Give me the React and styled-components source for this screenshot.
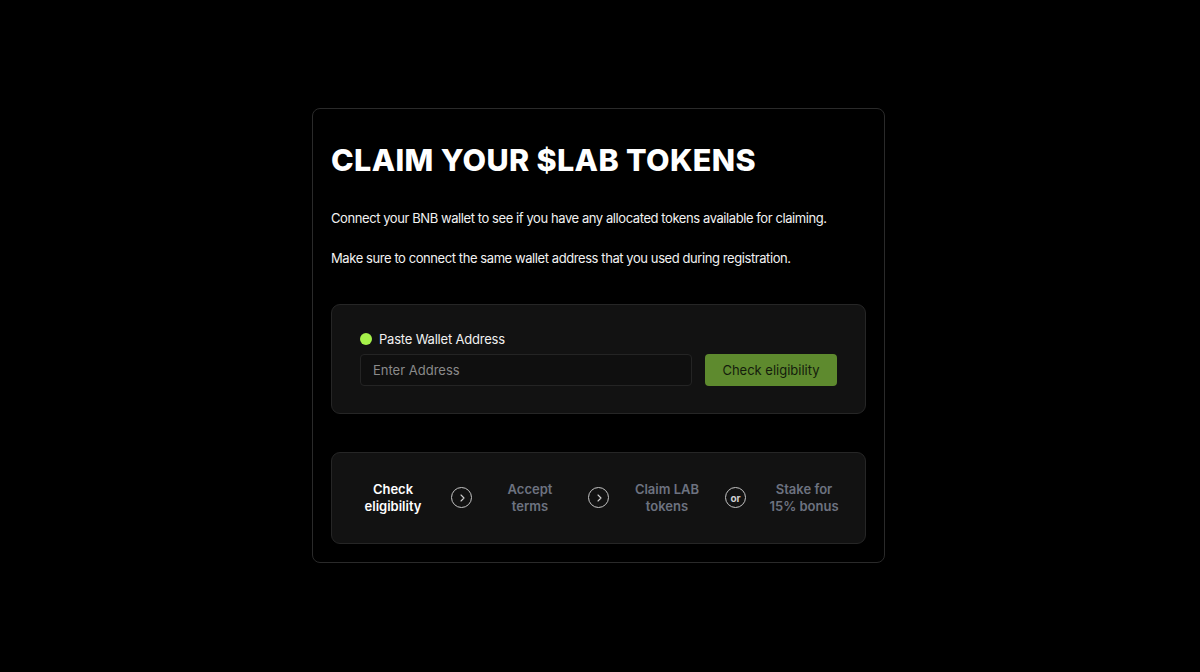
import React from 'react';
import styled, { createGlobalStyle } from 'styled-components';

const GlobalStyle = createGlobalStyle`
  html, body {
    margin: 0;
    padding: 0;
    background: #000;
  }
  body {
    font-family: 'Inter', 'Roboto', sans-serif;
    color: #fff;
  }
`;

const Page = styled.div`
  min-height: 100vh;
  box-sizing: border-box;
  padding: 0 3px 2px 0;
  display: flex;
  align-items: center;
  justify-content: center;
`;

const Card = styled.div`
  width: 573px;
  box-sizing: border-box;
  border: 1px solid #2a2a2a;
  border-radius: 8px;
  padding: 27px 18px 18px 18px;
  background: #000;
`;

const Title = styled.h1`
  margin: 0;
  font-size: 30.5px;
  line-height: 48px;
  font-weight: 800;
  letter-spacing: 0.35px;
  color: #fff;
`;

const Text = styled.p`
  margin: ${(p) => (p.$first ? '24px' : '20px')} 0 0 0;
  font-size: 13px;
  line-height: 20px;
  letter-spacing: -0.42px;
  color: #f2f2f2;
`;

const Panel = styled.div`
  box-sizing: border-box;
  background: #121212;
  border: 1px solid #262626;
  border-radius: 9px;
`;

const WalletPanel = styled(Panel)`
  margin-top: 36px;
  padding: 26px 28px 27px 28px;
`;

const Label = styled.div`
  display: flex;
  align-items: center;
  gap: 7px;
  font-size: 13px;
  line-height: 17px;
  letter-spacing: -0.2px;
  color: #f0f0f0;
`;

const Dot = styled.span`
  width: 12px;
  height: 12px;
  border-radius: 50%;
  background: #a6f14a;
`;

const InputRow = styled.div`
  display: flex;
  gap: 13px;
  margin-top: 6px;
`;

const Input = styled.input`
  flex: 1;
  height: 32px;
  box-sizing: border-box;
  background: #0f0f0f;
  border: 1px solid #242424;
  border-radius: 4px;
  padding: 0 12px;
  font-family: inherit;
  font-size: 13px;
  color: #fff;
  outline: none;
  &::placeholder {
    color: #8a8a8a;
  }
`;

const Button = styled.button`
  width: 132px;
  height: 32px;
  border: none;
  border-radius: 4px;
  background: #5e8a2e;
  color: #141c0c;
  font-family: inherit;
  font-size: 13px;
  cursor: pointer;
`;

const StepsPanel = styled(Panel)`
  margin-top: 38px;
  height: 92px;
  display: flex;
  align-items: center;
  justify-content: center;
  gap: 22px;
`;

const Step = styled.div`
  width: 72px;
  text-align: center;
  font-size: 13px;
  line-height: 17px;
  font-weight: 600;
  color: ${(p) => (p.$active ? '#fff' : '#6d7280')};
`;

const Circle = styled.div`
  width: 21px;
  height: 21px;
  box-sizing: border-box;
  flex-shrink: 0;
  border: 1.5px solid #c4c4c4;
  border-radius: 50%;
  display: flex;
  align-items: center;
  justify-content: center;
  font-size: 10px;
  font-weight: 700;
  color: #d0d0d0;
`;

const Chevron = () => (
  <svg width="10" height="10" viewBox="0 0 10 10" fill="none">
    <path d="M4 2 L7 5 L4 8" stroke="#d0d0d0" strokeWidth="1.1" strokeLinecap="round" strokeLinejoin="round" />
  </svg>
);

const App = () => (
  <>
    <GlobalStyle />
    <Page>
      <Card>
        <Title>CLAIM YOUR $LAB TOKENS</Title>
        <Text $first>
          Connect your BNB wallet to see if you have any allocated tokens available for claiming.
        </Text>
        <Text>Make sure to connect the same wallet address that you used during registration.</Text>
        <WalletPanel>
          <Label>
            <Dot />
            Paste Wallet Address
          </Label>
          <InputRow>
            <Input placeholder="Enter Address" />
            <Button>Check eligibility</Button>
          </InputRow>
        </WalletPanel>
        <StepsPanel>
          <Step $active>Check eligibility</Step>
          <Circle><Chevron /></Circle>
          <Step>Accept terms</Step>
          <Circle><Chevron /></Circle>
          <Step>Claim LAB tokens</Step>
          <Circle>or</Circle>
          <Step>Stake for 15% bonus</Step>
        </StepsPanel>
      </Card>
    </Page>
  </>
);

export default App;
------------------------
(WRITTEN REQUEST): Using the material above, set down every line exactly, but skip the pictures.

(REPLY TO THE TASK):
Give me the React and styled-components source for this screenshot.
import React from 'react';
import styled, { createGlobalStyle } from 'styled-components';

const GlobalStyle = createGlobalStyle`
  html, body {
    margin: 0;
    padding: 0;
    background: #000;
  }
  body {
    font-family: 'Inter', 'Roboto', sans-serif;
    color: #fff;
  }
`;

const Page = styled.div`
  min-height: 100vh;
  box-sizing: border-box;
  padding: 0 3px 2px 0;
  display: flex;
  align-items: center;
  justify-content: center;
`;

const Card = styled.div`
  width: 573px;
  box-sizing: border-box;
  border: 1px solid #2a2a2a;
  border-radius: 8px;
  padding: 27px 18px 18px 18px;
  background: #000;
`;

const Title = styled.h1`
  margin: 0;
  font-size: 30.5px;
  line-height: 48px;
  font-weight: 800;
  letter-spacing: 0.35px;
  color: #fff;
`;

const Text = styled.p`
  margin: ${(p) => (p.$first ? '24px' : '20px')} 0 0 0;
  font-size: 13px;
  line-height: 20px;
  letter-spacing: -0.42px;
  color: #f2f2f2;
`;

const Panel = styled.div`
  box-sizing: border-box;
  background: #121212;
  border: 1px solid #262626;
  border-radius: 9px;
`;

const WalletPanel = styled(Panel)`
  margin-top: 36px;
  padding: 26px 28px 27px 28px;
`;

const Label = styled.div`
  display: flex;
  align-items: center;
  gap: 7px;
  font-size: 13px;
  line-height: 17px;
  letter-spacing: -0.2px;
  color: #f0f0f0;
`;

const Dot = styled.span`
  width: 12px;
  height: 12px;
  border-radius: 50%;
  background: #a6f14a;
`;

const InputRow = styled.div`
  display: flex;
  gap: 13px;
  margin-top: 6px;
`;

const Input = styled.input`
  flex: 1;
  height: 32px;
  box-sizing: border-box;
  background: #0f0f0f;
  border: 1px solid #242424;
  border-radius: 4px;
  padding: 0 12px;
  font-family: inherit;
  font-size: 13px;
  color: #fff;
  outline: none;
  &::placeholder {
    color: #8a8a8a;
  }
`;

const Button = styled.button`
  width: 132px;
  height: 32px;
  border: none;
  border-radius: 4px;
  background: #5e8a2e;
  color: #141c0c;
  font-family: inherit;
  font-size: 13px;
  cursor: pointer;
`;

const StepsPanel = styled(Panel)`
  margin-top: 38px;
  height: 92px;
  display: flex;
  align-items: center;
  justify-content: center;
  gap: 22px;
`;

const Step = styled.div`
  width: 72px;
  text-align: center;
  font-size: 13px;
  line-height: 17px;
  font-weight: 600;
  color: ${(p) => (p.$active ? '#fff' : '#6d7280')};
`;

const Circle = styled.div`
  width: 21px;
  height: 21px;
  box-sizing: border-box;
  flex-shrink: 0;
  border: 1.5px solid #c4c4c4;
  border-radius: 50%;
  display: flex;
  align-items: center;
  justify-content: center;
  font-size: 10px;
  font-weight: 700;
  color: #d0d0d0;
`;

const Chevron = () => (
  <svg width="10" height="10" viewBox="0 0 10 10" fill="none">
    <path d="M4 2 L7 5 L4 8" stroke="#d0d0d0" strokeWidth="1.1" strokeLinecap="round" strokeLinejoin="round" />
  </svg>
);

const App = () => (
  <>
    <GlobalStyle />
    <Page>
      <Card>
        <Title>CLAIM YOUR $LAB TOKENS</Title>
        <Text $first>
          Connect your BNB wallet to see if you have any allocated tokens available for claiming.
        </Text>
        <Text>Make sure to connect the same wallet address that you used during registration.</Text>
        <WalletPanel>
          <Label>
            <Dot />
            Paste Wallet Address
          </Label>
          <InputRow>
            <Input placeholder="Enter Address" />
            <Button>Check eligibility</Button>
          </InputRow>
        </WalletPanel>
        <StepsPanel>
          <Step $active>Check eligibility</Step>
          <Circle><Chevron /></Circle>
          <Step>Accept terms</Step>
          <Circle><Chevron /></Circle>
          <Step>Claim LAB tokens</Step>
          <Circle>or</Circle>
          <Step>Stake for 15% bonus</Step>
        </StepsPanel>
      </Card>
    </Page>
  </>
);

export default App;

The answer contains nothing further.